I beg leave to illustrate this by a quotation from the speech of Mr. Stahlman, above referred to, as he has put the case clearly and intelligently, so as to show the hardships which must arise to the community and the transportation companies if an unbending rule, forbidding rebates, should become the law of the land. In illustrating this he takes a very cheap, yet a very important commodity, produced largely in this country, and needed for use in foreign countries, and often shipped there. He illustrates his meaning by the cost of the transportation on staves shipped from the timber regions of the West to the Eastern seacoast and part of them shipped abroad, and on coal shipped from Indiana and Illinois to the States northwest of Chicago.

On page 28 of his argument Mr. Stahlman discusses this question, and I must ask the Clerk to read that portion of it, as I think it very important.

The Secretary read as follows:

The facts with reference to the rebate on staves are about these: Much the largest percentage of the staves shipped in this country find a market at the Eastern seaboard. These staves pay a rate, say, of $70 per car to New York. The shipper of the staves in the West is satisfied with this rate; he does not ask for any concession; the purchasers in the East are content, but the markets of the East are not quite sufficient to consume the quantity the Western shipper produces. He, therefore, looks beyond to see if he may not find a market elsewhere. He finds that he may send staves to England, but can not afford to do so based on a rate of $70 per car to New York. Staves are very low-class traffic; they will not bear shipment by regular steamers to Europe, consequently no through bill of lading can be given from the original point of shipment in the West to Europe. The stave producer must look to sailing vessels or schooners for cheap transportation.

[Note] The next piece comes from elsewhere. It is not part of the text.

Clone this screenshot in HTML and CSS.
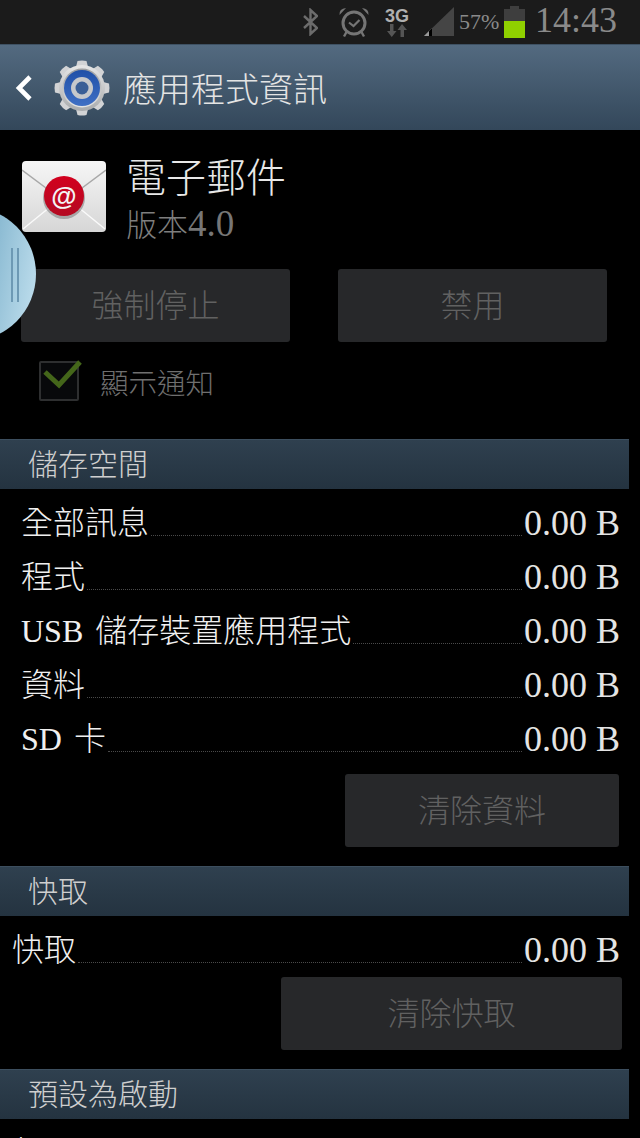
FILE: index.html
```html
<!DOCTYPE html>
<html lang="zh-Hant">
<head>
  <meta charset="UTF-8" />
  <meta name="viewport" content="width=device-width, initial-scale=1" />
  <title>應用程式資訊</title>
  <link rel="stylesheet" href="styles.css">
</head>
<body>
  <div class="screen">
    <div class="statusbar">
      <svg class="ic-bt" width="16" height="28" viewBox="0 0 16 28">
        <path d="M2 8 L15 20 L8.5 26 V2 L15 8 L2 20" fill="none" stroke="#6c6c6c" stroke-width="2.4"/>
      </svg>
      <svg class="ic-alarm" width="32" height="32" viewBox="0 0 32 32">
        <circle cx="16" cy="17" r="11" fill="none" stroke="#757575" stroke-width="3"/>
        <path d="M11 16.5 L15.5 20 L21.5 14" fill="none" stroke="#757575" stroke-width="2.2"/>
        <path d="M1.5 9 Q1 2.5 8 2 Z M30.5 9 Q31 2.5 24 2 Z" fill="#757575"/>
        <path d="M8.5 26 L6 30.5 M23.5 26 L26 30.5" stroke="#757575" stroke-width="2.4"/>
      </svg>
      <div class="net">
        <span class="net-label">3G</span>
        <svg width="20" height="13" viewBox="0 0 20 13">
          <path d="M3 0 H6.5 V7 H9.5 L4.75 13 L0 7 H3 Z" fill="#555"/>
          <path d="M15 0 L20 6 H17 V13 H13.5 V6 H10.5 Z" fill="#555"/>
        </svg>
      </div>
      <svg class="ic-signal" width="31" height="30" viewBox="0 0 31 30">
        <path d="M30 0 V29 H0 Z" fill="#454545"/>
        <path d="M8 21 V29 H0 Z" fill="#9a9a9a"/>
        <path d="M8 21 L5 24 V29 H8 Z" fill="#000"/>
      </svg>
      <span class="battery-text">57%</span>
      <div class="battery"><div class="battery-cap"></div><div class="battery-body"><div class="battery-fill"></div></div></div>
      <span class="clock">14:43</span>
    </div>

    <div class="appbar">
      <svg class="back" width="18" height="28" viewBox="0 0 18 28">
        <path d="M15 3 L4 14 L15 25" fill="none" stroke="#fff" stroke-width="4.6"/>
      </svg>
      <svg class="gear" width="56" height="56" viewBox="0 0 56 56">
        <defs>
          <linearGradient id="steel" x1="0" y1="0" x2="0" y2="1">
            <stop offset="0" stop-color="#e6e6e6"/>
            <stop offset="1" stop-color="#a9abad"/>
          </linearGradient>
          <linearGradient id="steelRing" x1="0" y1="0" x2="0" y2="1">
            <stop offset="0" stop-color="#9a9c9f"/>
            <stop offset="1" stop-color="#e4e4e4"/>
          </linearGradient>
          <linearGradient id="blueDisc" x1="0" y1="0" x2="0" y2="1">
            <stop offset="0" stop-color="#2050a8"/>
            <stop offset="1" stop-color="#3f6fc4"/>
          </linearGradient>
          <path id="tooth" d="M22 7 L23.5 1 Q28 0 32.5 1 L34 7 Z"/>
        </defs>
        <g fill="#d2d3d5">
          <use href="#tooth"/>
          <use href="#tooth" transform="rotate(45 28 28)"/>
          <use href="#tooth" transform="rotate(90 28 28)"/>
          <use href="#tooth" transform="rotate(135 28 28)"/>
          <use href="#tooth" transform="rotate(180 28 28)"/>
          <use href="#tooth" transform="rotate(225 28 28)"/>
          <use href="#tooth" transform="rotate(270 28 28)"/>
          <use href="#tooth" transform="rotate(315 28 28)"/>
        </g>
        <circle cx="28" cy="28" r="23" fill="url(#steel)"/>
        <circle cx="28" cy="28" r="19.5" fill="url(#steelRing)"/>
        <circle cx="28" cy="28" r="18" fill="url(#blueDisc)"/>
        <circle cx="28" cy="28" r="11" fill="#c6c8cb"/>
        <circle cx="28" cy="28" r="6.5" fill="#3b5f96"/>
      </svg>
      <h1 class="appbar-title">應用程式資訊</h1>
    </div>

    <div class="app-head">
      <svg class="mail-icon" width="84" height="71" viewBox="0 0 84 71">
        <defs>
          <linearGradient id="paper" x1="0" y1="0" x2="0" y2="1">
            <stop offset="0" stop-color="#f6f6f6"/>
            <stop offset="1" stop-color="#d6d6d6"/>
          </linearGradient>
          <linearGradient id="seal" x1="0" y1="0" x2="0" y2="1">
            <stop offset="0" stop-color="#d2001e"/>
            <stop offset="1" stop-color="#b40a22"/>
          </linearGradient>
        </defs>
        <rect width="84" height="71" rx="4" fill="url(#paper)"/>
        <path d="M0 9 L28 30 M84 9 L56 30" fill="none" stroke="#a8a8a8" stroke-width="1.5"/>
        <path d="M1 68 L28 46 M83 68 L56 46" fill="none" stroke="#fafafa" stroke-width="1.5"/>
        <circle cx="42" cy="37" r="21" fill="#707070" opacity=".5"/>
        <circle cx="42" cy="35" r="20" fill="url(#seal)"/>
        <text x="42" y="44" class="mail-at" text-anchor="middle">@</text>
      </svg>
      <div class="app-name">
        <div class="app-title">電子郵件</div>
        <div class="app-version">版本<span class="version-num">4.0</span></div>
      </div>
    </div>

    <div class="actions">
      <div class="btn btn-stop">強制停止</div>
      <div class="btn btn-disable">禁用</div>
    </div>

    <div class="notify">
      <div class="checkbox">
        <svg class="check" width="42" height="30" viewBox="0 0 42 30">
          <path d="M4 13 L18 26 L39 3" fill="none" stroke="#44661a" stroke-width="5"/>
        </svg>
      </div>
      <span class="notify-label">顯示通知</span>
    </div>

    <div class="section sec-storage">儲存空間</div>
    <div class="rows">
      <div class="row"><span>全部訊息</span><i class="dots"></i><span class="size">0.00 B</span></div>
      <div class="row"><span>程式</span><i class="dots"></i><span class="size">0.00 B</span></div>
      <div class="row"><span>USB 儲存裝置應用程式</span><i class="dots"></i><span class="size">0.00 B</span></div>
      <div class="row"><span>資料</span><i class="dots"></i><span class="size">0.00 B</span></div>
      <div class="row"><span>SD 卡</span><i class="dots"></i><span class="size">0.00 B</span></div>
    </div>
    <div class="btn btn-clear-data">清除資料</div>

    <div class="section sec-cache">快取</div>
    <div class="rows rows-cache">
      <div class="row"><span>快取</span><i class="dots"></i><span class="size">0.00 B</span></div>
    </div>
    <div class="btn btn-clear-cache">清除快取</div>

    <div class="section sec-default">預設為啟動</div>
    <div class="default-note">未</div>

    <div class="side-handle"><i></i><i></i></div>
  </div>
</body>
</html>
```

FILE: styles.css
```css
html, body {
  margin: 0;
  padding: 0;
  background: #000;
}
.screen {
  position: relative;
  width: 640px;
  height: 1138px;
  overflow: hidden;
  background: #000;
  color: #e8e8e8;
  font-family: "Liberation Serif", "Noto Sans CJK TC", serif;
  font-weight: 300;
}

/* status bar */
.statusbar {
  display: flex;
  align-items: center;
  height: 44px;
  box-sizing: border-box;
  padding-left: 302px;
  background: #1b1b1b;
  color: #8a8a8a;
}
.ic-alarm { margin-left: 20px; }
.net {
  display: flex;
  flex-direction: column;
  align-items: center;
  width: 24px;
  margin-left: 15px;
}
.net-label {
  font-family: "Liberation Sans", sans-serif;
  font-size: 18px;
  font-weight: 700;
  line-height: 16px;
  color: #b0b0b0;
}
.ic-signal { margin-left: 15px; }
.battery-text {
  margin-left: 4px;
  font-size: 22px;
  width: 41px;
  white-space: nowrap;
}
.battery {
  width: 21px;
  margin-left: 4px;
}
.battery-cap {
  width: 9px;
  height: 3px;
  margin: 0 auto;
  background: #3e3e3e;
}
.battery-body {
  display: flex;
  flex-direction: column;
  justify-content: flex-end;
  height: 29px;
  background: #3e3e3e;
}
.battery-fill {
  height: 17px;
  background: #8fd000;
}
.clock {
  margin: 0 0 4px 10px;
  font-size: 36px;
  line-height: 40px;
  white-space: nowrap;
}

/* action bar */
.appbar {
  display: flex;
  align-items: center;
  height: 86px;
  box-sizing: border-box;
  padding-left: 15px;
  background: linear-gradient(#536a80, #33475a);
  border-top: 1px solid #3e5163;
}
.gear { margin-left: 21px; }
.appbar-title {
  margin: 0 0 0 13px;
  font-size: 34px;
  font-weight: 300;
  color: #e4e4e4;
  white-space: nowrap;
}

/* app name block */
.app-head {
  display: flex;
  height: 102px;
  padding: 31px 0 0 22px;
  box-sizing: border-box;
}
.mail-at {
  font-family: "Liberation Sans", sans-serif;
  font-size: 26px;
  font-weight: 700;
  fill: #f4f4f4;
}
.app-name { margin: -9px 0 0 20px; }
.app-title {
  font-size: 40px;
  line-height: 54px;
  color: #e8e8e8;
}
.app-version {
  margin-top: -2px;
  font-size: 31px;
  line-height: 40px;
  color: #7e7e7e;
}
.version-num {
  font-size: 37px;
  color: #767676;
}

/* buttons */
.btn {
  display: flex;
  align-items: center;
  justify-content: center;
  box-sizing: border-box;
  height: 73px;
  padding-bottom: 6px;
  border-radius: 3px;
  background: #27282a;
  color: #616161;
  font-size: 32px;
}
.actions {
  display: flex;
  padding: 37px 0 0 21px;
}
.btn-stop { width: 269px; }
.btn-disable {
  width: 269px;
  margin-left: 48px;
}
.notify {
  display: flex;
  align-items: flex-start;
  box-sizing: border-box;
  height: 59px;
  padding: 19px 0 0 39px;
}
.checkbox {
  position: relative;
  width: 40px;
  height: 40px;
  box-sizing: border-box;
  border: 2px solid #2e2f30;
  border-radius: 2px;
  background: #08090b;
}
.check {
  position: absolute;
  left: 0;
  top: -4px;
}
.notify-label {
  margin-left: 21px;
  font-size: 28.5px;
  line-height: 48px;
  color: #6f6f6f;
}

/* section headers */
.section {
  display: flex;
  align-items: center;
  box-sizing: border-box;
  width: 629px;
  height: 50px;
  padding: 0 0 5px 28px;
  background: linear-gradient(#2f404f, #243340);
  border-top: 1px solid #3c4e5e;
  font-size: 30px;
  color: #cfcfcf;
}
.sec-storage { margin-top: 38px; }
.sec-cache { margin-top: 19px; }
.sec-default { margin-top: 19px; }

/* size rows */
.rows {
  padding: 6px 20px 0 21px;
}
.row {
  display: flex;
  align-items: flex-end;
  height: 54px;
  font-size: 32px;
  line-height: 52px;
  word-spacing: 4px;
  color: #f0f0f0;
  white-space: nowrap;
}
.dots {
  flex: 1;
  margin: 0 2px 13px 2px;
  border-bottom: 1px dotted #4a4a4a;
}
.size {
  font-size: 36px;
  word-spacing: 0;
  color: #e4e4e4;
}
.rows-cache {
  padding-left: 12px;
}
.btn-clear-data {
  width: 274px;
  margin: 9px 0 0 345px;
}
.btn-clear-cache {
  width: 341px;
  margin: 1px 0 0 281px;
}
.default-note {
  padding: 8px 0 0 5px;
  font-size: 32px;
}

/* floating side handle */
.side-handle {
  position: absolute;
  left: -97px;
  top: 207px;
  width: 133px;
  height: 134px;
  border-radius: 50%;
  background: linear-gradient(100deg, #7fb2cc 55%, #c4e2f0);
}
.side-handle i {
  position: absolute;
  top: 41px;
  width: 2px;
  height: 54px;
  background: #6d99b4;
}
.side-handle i:first-child { left: 108px; }
.side-handle i:last-child { left: 114px; }
```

The railroad says to the shipper, "We are willing to make you a concession of $10 per car on shipments to England in competition with staves from Norway. We are perfectly willing to make the concession you or any other shipper who may desire to avail himself of this rate; but inasmuch as no through bills of lading can be given, and the reshipment from New York is made through some New York parties or agency, we are not in a position to know whether the shipment goes through or not. While we are willing to aid you, we can hardly afford to reduce our rates $10 per car on 90 per cent. of our business in order to gain 10 per cent, more on your shipments to England. Therefore, pay us the full rate on all shipments to New York or Boston, and upon presentation of ship's bills of lading showing certain quantities shipped to England we will refund you $10 per car on the quantities thus shipped."

This arrangement is not designed to give one shipper an advantage over another. It is, as I understand it, open to everybody; it is simply designed to prevent a general reduction on 90 per cent. of the business which does not require the concession, and to assure the company that only such shipments as require the concession receive the benefit of them.

The impression that rebates are given to build up one shipper to the injury of another is an entirely erroneous one. The rebates, when given at all, are largely due to just such transactions as I have explained, and frequently to a desire of one railroad company to secure shipments against a competing line. I know that there are institutions which have been favored with rebates, but the committee will find all fair-minded railway managers opposed to such abominable practices; and while on that point I desire to emphatically declare myself for the interest I represent, and railway interests generally, in favor of the most rigid and exacting law, which will prevent rebates for the purpose of unjust discrimination, or to prevent discrimination or extortion in any form whatever. No matter how rigid or exacting the law may be, I am more than satisfied that the railway managers of this country, who are as a rule fair-minded and inclined to do what is right, will most heartily approve of the enactment of such a measure. But there are conditions which necessitate rebates, and when such rebates or drawbacks are given they should be open to all shippers under like circumstances. While the company which I represent is not largely given to such practices, certainly in no case for the purpose of discriminating in favor of one shipper as against another, or for the purpose of robbing a rival line of its legitimate share of business, it does give some rebates, the nature of which I desire briefly to explain.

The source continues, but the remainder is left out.